As digital enables more business models to pivot to direct-to-consumer propositions, and products on offer increasingly resemble services, marketers must have a firm grip on the interplay between marketing strategy and product strategy.
But what is product strategy? And what is product marketing?
This article is an excerpt taken from Econsultancy’s Product Strategy and Marketing Best Practice Guide.
What is product strategy?
As with marketing strategy, product strategy should flow from the wider business strategy. In a business with digital products and/or services, both marketing and product strategy should be intertwined with a close relationship between the two.

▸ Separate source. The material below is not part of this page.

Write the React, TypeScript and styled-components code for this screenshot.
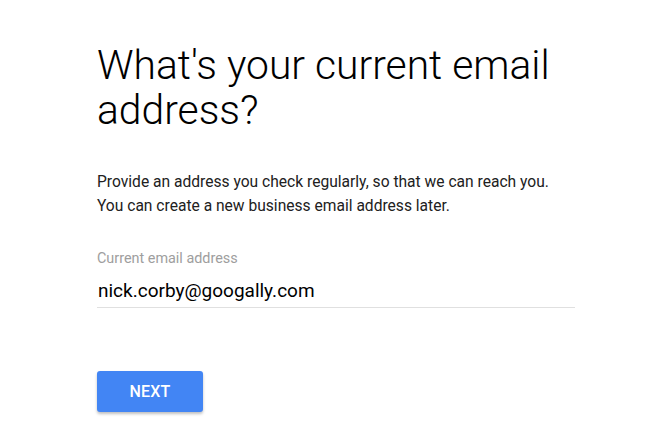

The product strategy should translate the wider business strategy into a high-level plan for how the product can fulfil the objectives of the business, incorporating a definition of who the product is being built for (the personas), the vision for how the product will serve the needs of those personas and what the product goals are through its lifecycle. A good product strategy creates alignment and direction, enabling all those involved with the product (including development, marketing, sales, customer success) to see how their work is contributing towards the achievement of organisational goals.
Figure 1: Linking business strategy to marketing and product
Source: Econsultancy
Collaborative strategy creation
“Strategy creation is now a collaborative process. You can’t create marketing and product strategy in isolation – it needs to be joined up from the start.”
Fiona Spooner, Global Marketing Director, B2C, Financial Times
Product management and product owners
Product management has steadily grown in importance as a discipline and role within organisations. Traditionally, product managers deal with the product across its entire lifecycle from development and business cases, through to planning, forecasting, launching and pricing, and they will even get involved with the product marketing. McKinsey has described product managers as “the glue that bind the many functions that touch a product – engineering, design, customer success, sales, marketing, operations, finance, legal, and more”. It continues: “They not only own the decisions about what gets built but also influence every aspect of how it gets built and launched.”
The natural connection between marketing and product functions within organisations will often be through product managers.